That’s the thing again: We hadn’t seen a really crazy Joker for 40 years at this point. All due respect to The Joker’s Five-Way Revenge! (in Batman #251 by Denny O’Neil and Neal Adams), he was just a dangerous sort of character. We hadn’t seen a crazy homicidal maniac, and that’s where I wanted to get to with him. It hadn’t been there for 40 years, or 35 or whatever it was, but nobody said, as far as I remember, people didn’t go, “Well, what the fuck is this?” They all said, “Oh yeah, that’s the Joker!” Everybody knows that’s the Joker, but comics hadn’t done him forever.

So he comes in, he’s crazy, and exactly why fish? Why laughing fish? I just was sort of noodling, you know, there’s a part of my brain that can become all the different characters. That’s what I like about writing. I can get inside each one of these heads. Getting inside the Joker’s head, I can sort of short circuit my brain a little bit and go well now what is insane?

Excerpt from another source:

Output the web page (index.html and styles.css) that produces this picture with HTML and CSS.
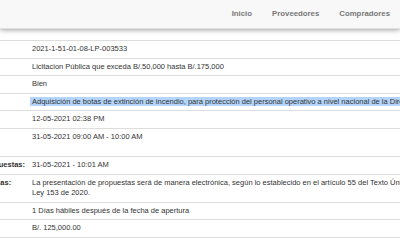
FILE: index.html
```html
<!DOCTYPE html>
<html lang="es">
<head>
<meta charset="utf-8">
<title>Detalle del acto público</title>
<link rel="stylesheet" href="styles.css">
</head>
<body>
<header class="topbar">
  <nav class="nav">
    <a class="nav-link" href="#">Inicio</a>
    <a class="nav-link" href="#">Proveedores</a>
    <a class="nav-link" href="#">Compradores</a>
  </nav>
</header>
<main class="scroller">
  <table class="detail">
    <colgroup><col class="col-label"><col class="col-value"></colgroup>
    <tbody>
      <tr><th>Número:</th><td>2021-1-51-01-08-LP-003533</td></tr>
      <tr><th>Procedimiento:</th><td>Licitacion Pública que exceda B/.50,000 hasta B/.175,000</td></tr>
      <tr><th>Objeto:</th><td>Bien</td></tr>
      <tr><th>Descripción:</th><td class="nowrap"><span class="sel">Adquisición de botas de extinción de incendio, para protección del personal operativo a nivel nacional de la Dirección General del Benemérito Cuerpo de Bomberos de la República de Panamá.</span></td></tr>
      <tr><th>Fecha de publicación:</th><td>12-05-2021 02:38 PM</td></tr>
      <tr><th>Fecha y hora de presentación de propuestas:</th><td>31-05-2021 09:00 AM - 10:00 AM</td></tr>
      <tr><th>Fecha y hora de apertura de propuestas:</th><td>31-05-2021 - 10:01 AM</td></tr>
      <tr><th>Tipo de presentación de propuestas:</th><td>La presentación de propuestas será de manera electrónica, según lo establecido en el artículo 55 del Texto Único Ley 153 de 2020.</td></tr>
      <tr><th>Plazo de subsanación:</th><td>1 Días hábiles después de la fecha de apertura</td></tr>
      <tr><th>Precio de referencia:</th><td>B/. 125,000.00</td></tr>
      <tr><th>Estado:</th><td>Vigente</td></tr>
    </tbody>
  </table>
</main>
</body>
</html>
```

FILE: styles.css
```css
html, body {
  margin: 0;
  padding: 0;
  background: #fff;
  overflow: hidden;
  font-family: "Liberation Sans", Arial, sans-serif;
  color: #333;
}

.topbar {
  height: 28px;
  background: #f8f8f8;
  border-bottom: 1px solid #e0e0e0;
  box-shadow: 0 1px 5px rgba(0, 0, 0, 0.38);
  display: flex;
  justify-content: flex-end;
  align-items: center;
  position: relative;
}

.nav {
  display: flex;
  align-items: center;
}

.nav-link {
  font-size: 7.8px;
  font-weight: bold;
  color: #777;
  text-decoration: none;
  padding: 0 10px;
  line-height: 28px;
}

.scroller {
  margin-top: 11px;
  margin-left: -120px;
  width: 540px;
}

.detail {
  border-collapse: collapse;
  table-layout: fixed;
  width: 533px;
  font-size: 7.5px;
  line-height: 10.5px;
}

.col-label { width: 148px; }
.col-value { width: 385px; }

.detail th,
.detail td {
  border-top: 1px solid #ddd;
  padding: 3.05px 3px 3.05px 4px;
  vertical-align: top;
  text-align: left;
}

.detail th {
  font-weight: bold;
  color: #333;
  padding-left: 0;
  padding-right: 2px;
}

.nowrap {
  white-space: nowrap;
  overflow: hidden;
}

.sel {
  background: #b4d5fb;
  padding-left: 2px;
  margin-left: -2px;
}
```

In the next one, Dark Detective II as I call it*, the whole thing about “Vote for me or I’ll kill you,” I mean it’s all just like, this is a madman. This guy’s nuts! But you don’t just go, “Oh yeah, he’s crazy, he does crazy things. No, let’s see what he does, why he thinks that this is all going to work out.”

So you get the wonderful panel of the Joker walking in the room, now an icon. And this whole thing about “I want to copyright fish.” Which just sounds — I mean you laugh, right? It sounds ridiculous. It’s supposed to sound ridiculous. But he thinks he’s going to do it, and he’s going to kill you if you don’t go along with it.

We hadn’t seen that, and I wanted not just for him to say, “Oh yeah, I’m a wacky guy, I wanted to see that. And then he throws his guy in front of a bus, it’s like, this guy’s crazy.

I’ve said it 15 times now, but he hadn’t been like that since 1941, right? Now he’s all of that. This is where all that changed, where all that got re-established and set up for going forward.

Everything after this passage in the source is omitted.